I am curious about this detail. Was this due to production line convenience, an early example of binning, or probably something else entirely?

  • kens 2 years ago

    I asked various people about why the KA/KB/MC/XA all used the same die even though they supported vastly different functionality. I couldn't get a solid answer, but several people thought that Intel probably used binning (downgrading chips if the more advanced functionality didn't work).

    The SB was the next version, which used the old die layout with 16-bit bus circuitry wrapped around the outside. There wasn't any Sx version that used memory management or objects, so binning doesn't explain the unnecessary circuitry here. The SB was followed by the SA, which finally threw away the unused circuitry. The layout moved a few functional blocks around, so they did some work, but for the most part the die remained the same.

    My guess is that chip design was difficult and fairly manual at the time, so it was very hard and time-consuming to make different versions. By the time of the Hx and Jx versions in the mid-1990s, I think layout was much more automated. Looking at the die photos, I don't see structural consistency from one die to the next. It looks like they pushed the button and got something completely different each time.

    • dfox 2 years ago

      Somewhat famously the i686 designers boasted about the amount of automation used in the design (and the DEC's marketing department got a lot of traction from presenting Alpha as “hand designed”), so it makes sense to assume that earlier intel chips were mostly hand designed.

mumbel 2 years ago

https://github.com/mumbel/ghidra_i960

Added basic support for i960 in ghidra. Didn't have use myself, but some of the Sega model 2 seemed interested. To some degree I think they used it for some of the House of the Dead remake

h2odragon 2 years ago

the bond wires on only 2 sides thing is so wild. Perhaps the original use was supposed to be in clusters of 4? How many of these things did the NSA eat, i wonder?

  • kens 2 years ago

    I think the bond wire pattern was just for layout convenience: if the buses end up on one side, why run wiring around to the other side?
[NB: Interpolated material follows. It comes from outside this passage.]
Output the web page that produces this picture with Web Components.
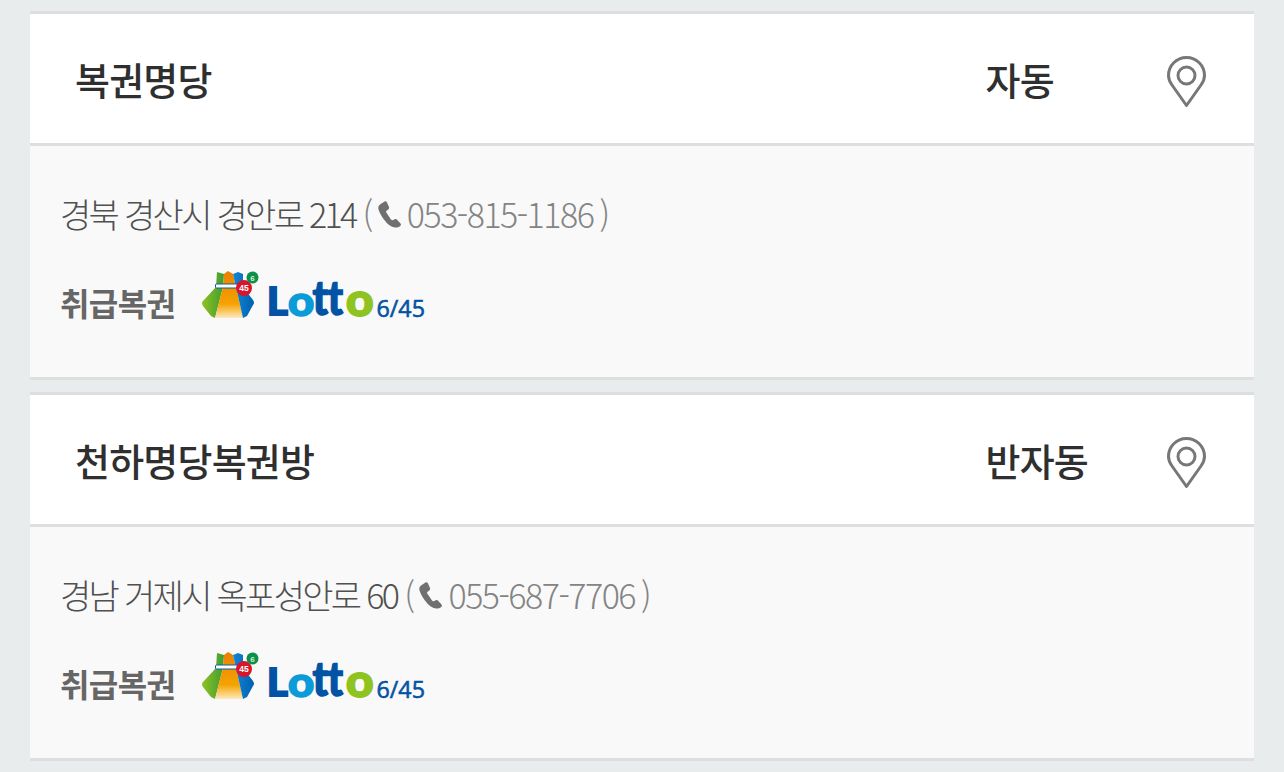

    As far as the NSA, I haven't come across any mention of the NSA using the chip, but I guess that doesn't say much :-) The chip was popular with the military and it seems like to would be good for NSA-style applications (processing large quantities of data). The i960 has bit instructions that would be useful for the NSA such as scan for the most-significant set bit in a word, although I don't think it has population-count which the NSA likes.